Assessing the academic performance of charter schools is difficult, because many charter schools are targeted toward specific populations such as at-risk students, disabled students, and juvenile delinquents. This makes it very challenging for researchers to draw a fair comparison—comparing targeted charter schools to regular public schools is like comparing apples and zebras. As a result, there are very few reliable research findings on the academic quality of charter schools as compared to regular public schools.



This is the first national empirical study of charter schools that compares apples to apples—that is, test scores at charter schools and regular public schools serving similar student populations. By comparing “untargeted” charter schools serving the general population to their closest neighboring regular public schools, we can draw a fair comparison and get an accurate picture of how well charter schools are performing.
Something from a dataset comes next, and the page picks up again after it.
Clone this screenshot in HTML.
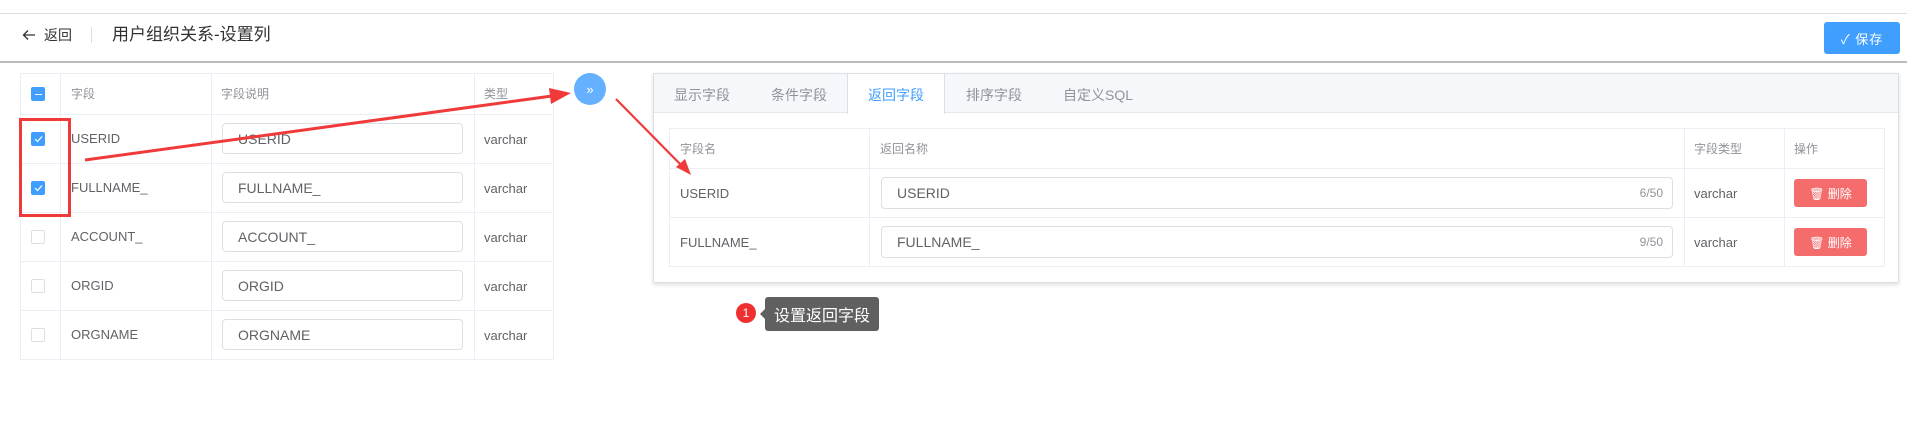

Measuring test score improvements in eleven states over a one-year period, this study finds that charter schools serving the general student population outperformed nearby regular public schools on math tests by 0.08 standard deviations, equivalent to a benefit of 3 percentile points for a student starting at the 50th percentile. These charter schools also outperformed nearby regular public schools on reading tests by 0.04 standard deviations, equal to a benefit of 2 percentile points for a student starting at the 50th percentile.



The study’s strongest results came in Florida and Texas. In Texas, charter schools achieved year-to-year math score improvements 0.18 standard deviations higher than those of comparable regular public schools, and reading score improvements 0.19 standard deviations higher. These benefits are equivalent to 7 and 8 percentile points, respectively, from the 50th percentile. Florida charter schools achieved year-to-year math and reading score improvements that were each 0.15 standard deviations greater than those of nearby regular public schools, equivalent to a gain of 6 percentile points for a student starting at the 50th percentile.